Für Mühlen und Kooperativen, die auf maximale Produktionsmengen ausgerichtet sind, wie wir es in Andalusien, der grössten Olivenölerzeugerregion der Welt häufig vorfinden, haben die letzten beiden Szenarien eine besondere Bedeutung. Solche Mühlen und Kooperativen sind an leichten, dehydrierten Früchten interessiert, da sie den Olivenbauern in der Regel weniger bezahlen müssen und weil der prozentuale Ölertrag bei diesen Früchten besonders hoch ist. Leichte, trockene Oliven bieten bei gleichem faktischem Ölertrag höhere Ertrags-Prozentsätze, was die Effizienz der Produktion steigert. Ein grosser Teil des klassischen Supermarktolivenöls wird in diesem Zeitabschnitt - also mit überreifen und vergleichsweise leichten Früchten - hergestellt. Diese Mühlen und Kooperativen haben eine denkbar einfache Aufgabe: Sie müssen sich in der Regel nicht mit der Frage nach dem kritischen Reifezeitpunkt auseinandersetzen. Sie warten einfach ab, bis die Früchte hinüber sind und gewinnen dann ein massetaugliches Öl.
Ölertrag ist nicht gleich Ölertrag
Der prozentuale Ertrag ist also ein trügerischer Parameter. Allerdings bleibt den Olivenbauern und den Mühlen keine andere Messart übrig, gerade, insbesondere weil die gewonnene Menge Öl zu den geernteten Menge an Früchten (die von Jahr zu Jahr und insbesondere in Wachstumsphasen des Olivenbaumes stark variieren kann) in Beziehung gesetzt werden will. Schliesslich zählt niemand die Früchte, sondern ermittelt aufgrund der Einfachheit bloss das Gewicht der abgelieferten Früchte und das Gewicht des daraus gewonnenen Öls.
Das genannte Beispiel mit den drei Varianten verdeutlicht eindrücklich, dass der faktische Ölertrag – also die absolute Ölmenge – bei einer gereiften Olive weitgehend konstant bleibt.

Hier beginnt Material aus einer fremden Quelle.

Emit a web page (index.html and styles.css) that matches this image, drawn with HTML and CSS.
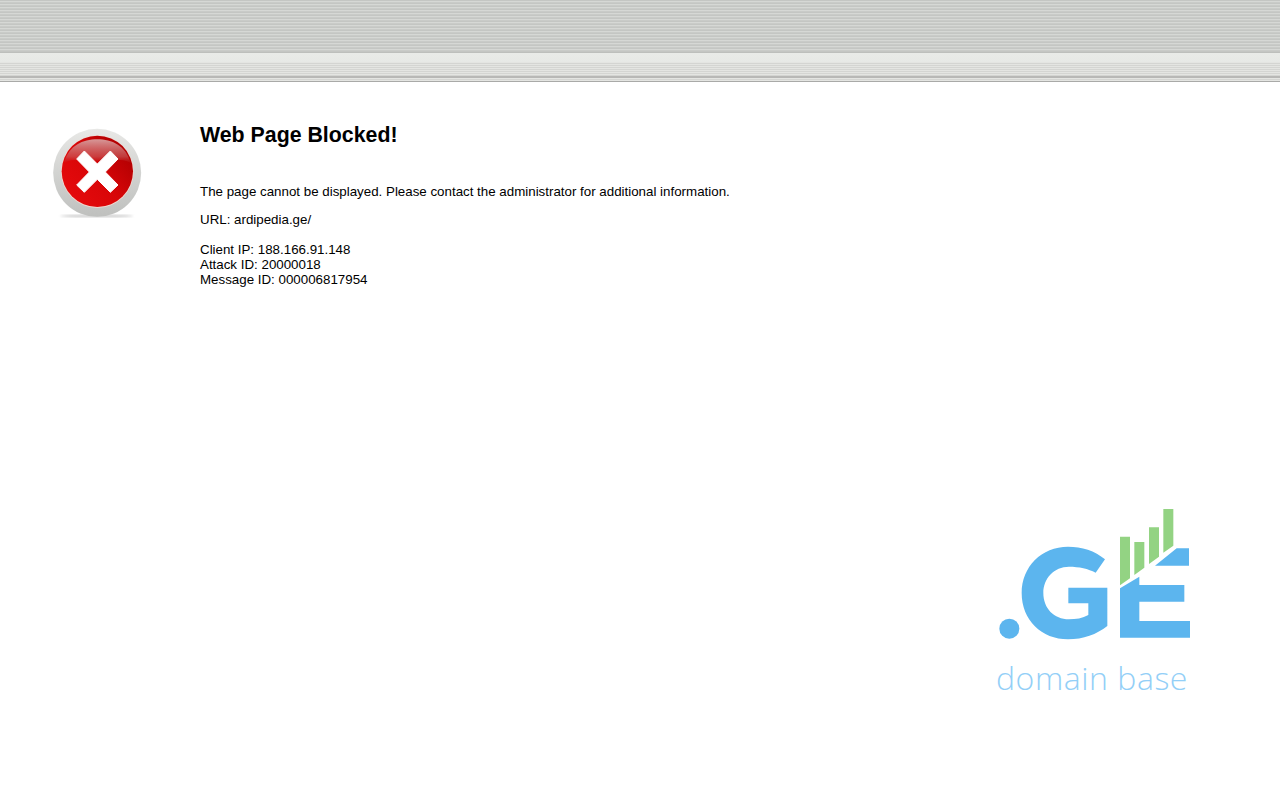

Der prozentuale Ölertrag variiert jedoch stark und hängt vom Wassergehalt der Oliven ab.
So oder so gilt: Für qualitativ hochwertiges Olivenöl sollten keine überreifen Früchte verarbeitet werden. Qualitätsproduzenten sehen sich also Jahr für Jahr mit der Aufgabe konfrontiert, den idealen Erntezeitpunkt - in Abhängigkeit von Klima und Wetter - festzulegen.